When Global Giants Negotiate, Who Funds the Akure Dev?
Big US-Iran peace talks and drone strikes in Europe might seem worlds away, but they dictate whether the next VC check actually clears in Nigeria.
My generator has been chugging for four hours straight because the grid decided to take its daily nap. I am staring at an empty VS Code terminal trying to debug a broken webhook, but my mind is completely sidetracked by the news feed.
It turns out the US and Iran are apparently ironing out a massive, tentative $300 billion peace and investment deal. Meanwhile, a Russian drone just slammed into an apartment building in Romania.
You might wonder why a software developer sitting in a Gbagada workstation, sweating through a power outage, cares about foreign policy or drone strikes in Eastern Europe.
Because every single time the Global North catches a cold, we get pneumonia.
The Sapa of Unpredictable Capital
When Western capital markets get nervous about drones in Europe or blockades in the Strait of Hormuz, they do what they always do: they retreat to safety. They pull back their risk capital from emerging markets.
The first thing that gets slashed is the pre-seed check for a promising logistics startup operating out of Akure or a fintech play trying to digitize open markets in Onitsha.
If this $300 billion tentative truce actually goes through and calms the global markets, maybe—just maybe—the foreign VCs will stop clutching their checkbooks like a nervous passenger in a Lagos yellow bus. But we cannot keep building our tech ecosystem on the hope that foreign leaders sign the right papers.
The funding winter of the last couple of years taught us that relying on Yankee dollar investments is a high-wire act with no safety net. When the global macro-economy shifts, those pipelines dry up in seconds, leaving brilliant local builders stranded mid-sprint.
Stop Waiting for the foreign savior
We have to embrace the "No gree for anybody" mindset when it comes to business models.

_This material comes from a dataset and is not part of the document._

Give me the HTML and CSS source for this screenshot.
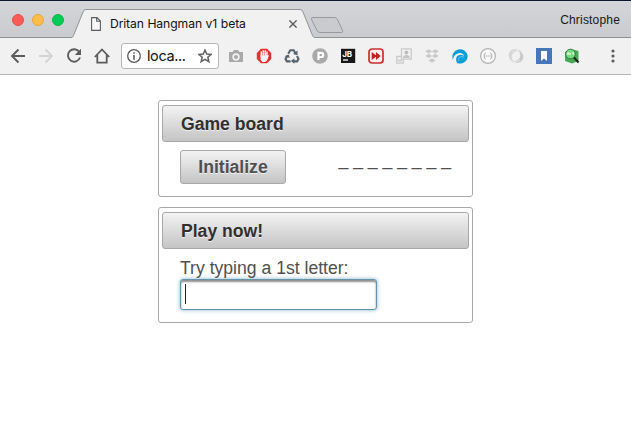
FILE: index.html
```html
<!DOCTYPE html>
<html lang="en">
<head>
<meta charset="utf-8">
<title>Dritan Hangman v1 beta</title>
<link rel="stylesheet" href="styles.css">
</head>
<body>
<header class="tabstrip">
  <div class="controls"><span class="dot red"></span><span class="dot yellow"></span><span class="dot green"></span></div>
  <div class="tab">
    <svg class="tab-shape" width="244" height="29" viewBox="0 0 244 29"><path d="M0 28.500Q1.800 28.500 2.500 26.500L12 3Q13 .5 15 .5H229Q231 .5 232 3L241.500 26.500Q242.300 28.500 244 28.500V29H0Z" fill="#f1f1f1"/><path d="M0 28.500Q1.800 28.500 2.500 26.500L12 3Q13 .5 15 .5H229Q231 .5 232 3L241.500 26.500Q242.300 28.500 244 28.500" fill="none" stroke="#919294"/></svg>
    <svg class="doc" width="10" height="14" viewBox="0 0 10 14"><path d="M.6.6H6L9.400 4V13.400H.6ZM5.700.8V4.300H9.200" fill="#f8f8f8" stroke="#5c5c5c" stroke-width="1.100"/></svg>
    <span class="tab-title">Dritan Hangman v1 beta</span>
    <svg class="close" width="8" height="8" viewBox="0 0 8 8"><path d="M.4.4 7.600 7.600M7.600.4.4 7.600" stroke="#5c5c5c" stroke-width="1.400"/></svg>
  </div>
  <svg class="newtab" width="35" height="18" viewBox="0 0 35 18"><path d="M3 .5H24.500Q26.500.5 27.500 2.500L32.500 13.500Q33.500 15.500 31.500 15.500H10Q8 15.500 7 13.500L1.500 2.500Q.7 .5 3 .5Z" fill="#c9cbce" stroke="#98999b"/></svg>
  <span class="profile">Christophe</span>
</header>
<nav class="toolbar">
  <div class="nav-icons">
    <svg width="16" height="16" viewBox="0 0 16 16"><path d="M15 8H2.500M8.500 1.500 2 8l6.500 6.500" fill="none" stroke="#5c5c5c" stroke-width="1.900"/></svg>
    <svg width="16" height="16" viewBox="0 0 16 16"><path d="M1 8h12.500M7.500 1.500 14 8l-6.500 6.500" fill="none" stroke="#d3d3d3" stroke-width="1.900"/></svg>
    <svg width="16" height="16" viewBox="0 0 16 16"><path d="M13.300 4A6.200 6.200 0 1 0 14 9.500" fill="none" stroke="#5c5c5c" stroke-width="1.900"/><path d="M15 .8V7H8.800Z" fill="#5c5c5c"/></svg>
    <svg width="16" height="16" viewBox="0 0 16 16"><path d="M.8 9 8 1.500 15.200 9M3.300 7v7.600h9.400V7" fill="none" stroke="#5c5c5c" stroke-width="1.800"/></svg>
  </div>
  <div class="address">
    <svg width="14" height="14" viewBox="0 0 14 14"><circle cx="7" cy="7" r="6.300" fill="none" stroke="#555" stroke-width="1.300"/><path d="M7 3.200v1.500M7 6v4.800" stroke="#555" stroke-width="1.500"/></svg>
    <span class="url">loca...</span>
    <svg width="14" height="14" viewBox="0 0 14 14"><path d="M7 1 8.700 5.100 13.200 5.400 9.800 8.300 10.900 12.700 7 10.300 3.100 12.700 4.200 8.300.8 5.400 5.300 5.100Z" fill="none" stroke="#636363" stroke-width="1.500"/></svg>
  </div>
  <div class="extensions">
    <svg viewBox="0 0 16 16"><path d="M1 4h3.500L6 2h4l1.500 2H15v10H1Z" fill="#a9a9a9"/><circle cx="8" cy="9" r="2.900" fill="none" stroke="#f3f3f3" stroke-width="1.600"/></svg>
    <svg viewBox="0 0 16 16"><path d="M5 .8h6L15.200 5v6L11 15.200H5L.8 11V5Z" fill="#ed2d2b"/><path d="M5.300 9V4M7.200 8V2.800M9.200 8V2.800M11 9V4" stroke="#fff" stroke-width="1.400" stroke-linecap="round"/><path d="M4.600 7.500h6.900L13 7.300 11 12.500 9 14H6.500L4.600 12Z" fill="#fff"/></svg>
    <svg viewBox="0 0 16 16"><path d="M4.200 5.800 6.300 2.300h3.400l1.700 3M13 8l1.500 2.900-1.400 2.500H9.500M6.600 13.400H2.900L1.500 11l2-3.200" fill="none" stroke="#56636e" stroke-width="2.100"/><path d="m9 6 4.500 1.200V2.600ZM10.300 10.300v5.500L6.900 13ZM.5 8.200 4.700 6.500l1.100 3.500Z" fill="#56636e"/></svg>
    <svg viewBox="0 0 16 16"><circle cx="8" cy="8" r="7.800" fill="#a9a9a9"/><path d="M6.500 12V4.800h2.600a2.100 2.100 0 0 1 0 4.200H6.500" fill="none" stroke="#fff" stroke-width="2.200"/></svg>
    <svg viewBox="0 0 16 16"><path d="M1 .8h14.200V15H1Z" fill="#171719"/><text class="jb" x="2.200" y="8.600">JB</text><path d="M3 12h5" stroke="#fff" stroke-width="1.300"/></svg>
    <svg viewBox="0 0 16 16"><rect x="1" y="1" width="14" height="14" rx="3" fill="#f7eeee" stroke="#ca302d" stroke-width="1.700"/><path d="M3.700 4 8 7.200V4l4.700 4L8 12V8.800L3.700 12Z" fill="#bd2422"/></svg>
    <svg viewBox="0 0 16 16"><path d="M5.500.8h9.700v10.400H5.500ZM5.500 8.500H.8v6.700h6.500v-4" fill="#f3f3f3" stroke="#c9c9c9" stroke-width="1.300"/><circle cx="10.400" cy="4.500" r="2" fill="#bebebe"/><path d="M7 10q0-3 3.400-3t3.400 3ZM2.300 13.500v-3l1.700 2 1.700-2v3" fill="#c4c4c4"/></svg>
    <svg viewBox="0 0 16 16"><path d="m4.700 1.200 3.500 2-3.500 2.200-3.500-2.200ZM11.300 1.200l3.500 2-3.500 2.200-3.500-2.200ZM4.700 5.800 8.200 8l-3.500 2-3.500-2ZM11.300 5.800l3.500 2.200-3.500 2L7.800 8ZM8 10.300l3.500 2.200L8 14.800l-3.500-2.300Z" fill="#c9c9c9"/></svg>
    <svg viewBox="0 0 16 16"><path d="M1 12A7.700 7.700 0 1 1 15.700 8 7.700 7.700 0 0 1 5.500 15.200C2.500 11 4.500 7 8.500 6.800c2-.1 3.200.7 4 2-.7-3-3.500-4.500-6.500-3.400C2.500 6.500 1 9 1 12Z" fill="#0d9dd5"/><path d="M7 13C5.500 9 9.500 7.500 12 9.500" fill="none" stroke="#8ed0ea" stroke-width=".8"/></svg>
    <svg viewBox="0 0 16 16"><circle cx="8" cy="8" r="7.400" fill="#f8f8f8" stroke="#b2b2b2" stroke-width="1.200"/><path d="M5.700 5Q4.400 5 4.600 7L3.700 8l.9 1Q4.400 11 5.700 11M10.300 5q1.300 0 1.100 2l.9 1-.9 1q.2 2-1.100 2" fill="none" stroke="#a6a6a6"/><path d="M5.800 8h4.800" stroke="#a6a6a6" stroke-width="1.200" stroke-dasharray="1.100 .7"/></svg>
    <svg viewBox="0 0 16 16"><path d="M8 1C3 1 0 4.500.8 8.200 1.300 11 3 12.500 5.500 13 2.500 9.500 3.200 5 8 3.500Z" fill="#d5d5d5"/><path d="M8 15c5 0 8-3.500 7.200-7.200C14.700 5 13 3.500 10.500 3c3 3.500 2.300 8-2.500 9.500Z" fill="#c9c9c9"/><path d="M4 4.500C7 1.300 12 1.500 14 4.500M2 11c2 3.500 7 3.800 10 .5" fill="none" stroke="#dedede" stroke-width="1.500"/></svg>
    <svg viewBox="0 0 16 16"><path d="M0 0h16v16H0Z" fill="#4877b9"/><path d="M5 3h6v10L8 10.500 5 13Z" fill="#fff"/></svg>
    <svg viewBox="0 0 16 16"><path d="m1 4 6-3 7.500 2v10L8 15.500 1 13Z" fill="#48a857"/><circle cx="6.500" cy="6" r="4.800" fill="#75dc7f" stroke="#337e42"/><path d="M3.500 6.700V5h1.300v1.700M6.200 5v1.700M8 5h1.500v1.700" fill="none" stroke="#e5ffdf" stroke-width="1.200"/><path d="m10 9.500 4.500 5" stroke="#222" stroke-width="2"/></svg>
  </div>
  <svg class="menu" width="4" height="14" viewBox="0 0 4 14"><g fill="#5c5c5c"><circle cx="2" cy="2" r="1.600"/><circle cx="2" cy="7" r="1.600"/><circle cx="2" cy="12" r="1.600"/></g></svg>
</nav>
<main class="page">
  <section class="panel board">
    <h2 class="panel-title">Game board</h2>
    <div class="board-row"><button class="init">Initialize</button><span class="word">_ _ _ _ _ _ _ _</span></div>
  </section>
  <section class="panel play">
    <h2 class="panel-title">Play now!</h2>
    <div class="entry"><label class="prompt" for="letter">Try typing a 1st letter:</label><div class="field" id="letter"><span class="caret"></span></div></div>
  </section>
</main>
</body>
</html>
```
FILE: styles.css
```css
* { box-sizing: border-box; }
body { margin: 0; height: 438px; background: #fff; overflow: hidden; font-family: "Liberation Sans", Arial, sans-serif; }
svg { display: block; flex: none; }
.tabstrip { display: flex; height: 38px; border-top: 1px solid #111a2c; border-bottom: 1px solid #919294; background: linear-gradient(#d3d5d8, #c9cbce); }
.controls { display: flex; gap: 8px; padding: 13px 0 0 12px; width: 71px; }
.dot { width: 12px; height: 12px; border-radius: 50%; }
.red { background: #fc5b57; border: 1px solid #e5504c; }
.yellow { background: #fdbc4b; border: 1px solid #e5a83c; }
.green { background: #02cb55; border: 1px solid #08b74b; }
.tab { position: relative; display: flex; align-items: center; width: 244px; height: 29px; margin-top: 8px; padding-left: 20px; }
.tab-shape { position: absolute; left: 0; top: 0; }
.doc, .tab-title, .close { position: relative; }
.tab-title { width: 171px; margin-left: 9px; font: 12.200px/28px Inter, sans-serif; letter-spacing: -.1px; word-spacing: .3px; font-kerning: none; color: #111; white-space: nowrap; }
.close { margin-left: 8px; }
.newtab { margin: 16px 0 0 -5px; }
.profile { margin: 12px 11px 0 auto; font: 12px/15px "Liberation Sans", sans-serif; letter-spacing: .18px; color: #171717; }
.toolbar { display: flex; align-items: center; height: 37px; padding-left: 10px; background: #f1f1f1; border-bottom: 1px solid #b5b5b5; }
.nav-icons { display: flex; gap: 12px; width: 111px; }
.address { display: flex; align-items: center; width: 98px; height: 26px; padding: 0 6px 0 5px; border: 1px solid #b5b5b5; border-radius: 3px; background: #fff; }
.url { width: 51px; padding-left: 6px; margin-right: 6px; font: 14.500px/24px Inter, sans-serif; letter-spacing: -.4px; color: #111; }
.extensions { display: flex; gap: 12px; margin-left: 9px; }
.extensions svg { width: 16px; height: 16px; }
.jb { font: bold 8px Inter, sans-serif; fill: #fff; }
.menu { margin-left: 31px; }
.page { display: flex; flex-direction: column; gap: 10px; width: 315px; margin: 25px 0 0 158px; font-size: 17.600px; color: #4f4f4f; }
.panel { padding: 4px 3px; border: 1px solid #a8a8a8; border-radius: 3px; }
.board { height: 97px; }
.play { height: 116px; }
.panel-title { height: 37px; margin: 0; padding-left: 18px; border: 1px solid #a8a8a8; border-radius: 3px; background: linear-gradient(#f3f3f3, #c4c4c4); font-size: 17.600px; line-height: 36px; color: #303030; text-shadow: 0 1px 0 rgba(255,255,255,.7); }
.board-row { display: flex; align-items: center; justify-content: space-between; padding: 8px 18px 0 18px; }
.init { width: 106px; height: 34px; padding: 0; border: 1px solid #a8a8a8; border-radius: 3px; background: linear-gradient(#f3f3f3, #c4c4c4); font: bold 17.600px/32px "Liberation Sans", sans-serif; color: #4f4f4f; text-shadow: 0 1px 0 rgba(255,255,255,.7); }
.word { line-height: 20px; white-space: nowrap; margin-top: -16px; }
.entry { padding: 8px 0 0 18px; }
.prompt { display: block; height: 22px; line-height: 22px; }
.field { width: 197px; height: 31px; padding: 4px; border: 1px solid #6594a8; border-radius: 3px; background: #fff; box-shadow: inset 0 2px 2px #8f8f8f, 0 0 4px #85b2cb; }
.caret { display: block; width: 1px; height: 20px; background: #222; }
```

If you are building a product in Nigeria today, your unit economics have to make sense from day one. You cannot build a burn-heavy, user-acquisition-first platform hoping to raise a Series A to figure out monetization later. That playbook is dead and buried.
A guy I know in Owerri is building a local inventory management system for spare parts dealers. He did not pitch to foreign venture capitalists. He did not write a fifty-page slide deck filled with market size projections.
Instead, he went door-to-door, talked to the shop owners, and built a lightweight web app that runs on low bandwidth. He charges them a small monthly subscription in Naira. He hosts his backend on cheap, self-managed VPS instances to keep his AWS bill from ballooning in dollars.
He is profitable. He does not care if the US signs a deal with Iran today or tomorrow. His servers stay up, and his customers keep paying because he solves a problem they face every afternoon.
The code is the only thing we control
We cannot control the price of diesel. We cannot control the foreign exchange rate that makes our API subscriptions cost a kidney every month. We certainly cannot control where Russian drones fly.
But we can control our execution.
We can write cleaner code, optimize our database queries so we do not need to upgrade to pricier database tiers, and design user experiences that actually make sense to the person using a cracked screen on a crowded bus.
Let the global powers debate their $300 billion deals. I am going to get back to fixing this webhook, fuel the generator, and keep building. We have work to do.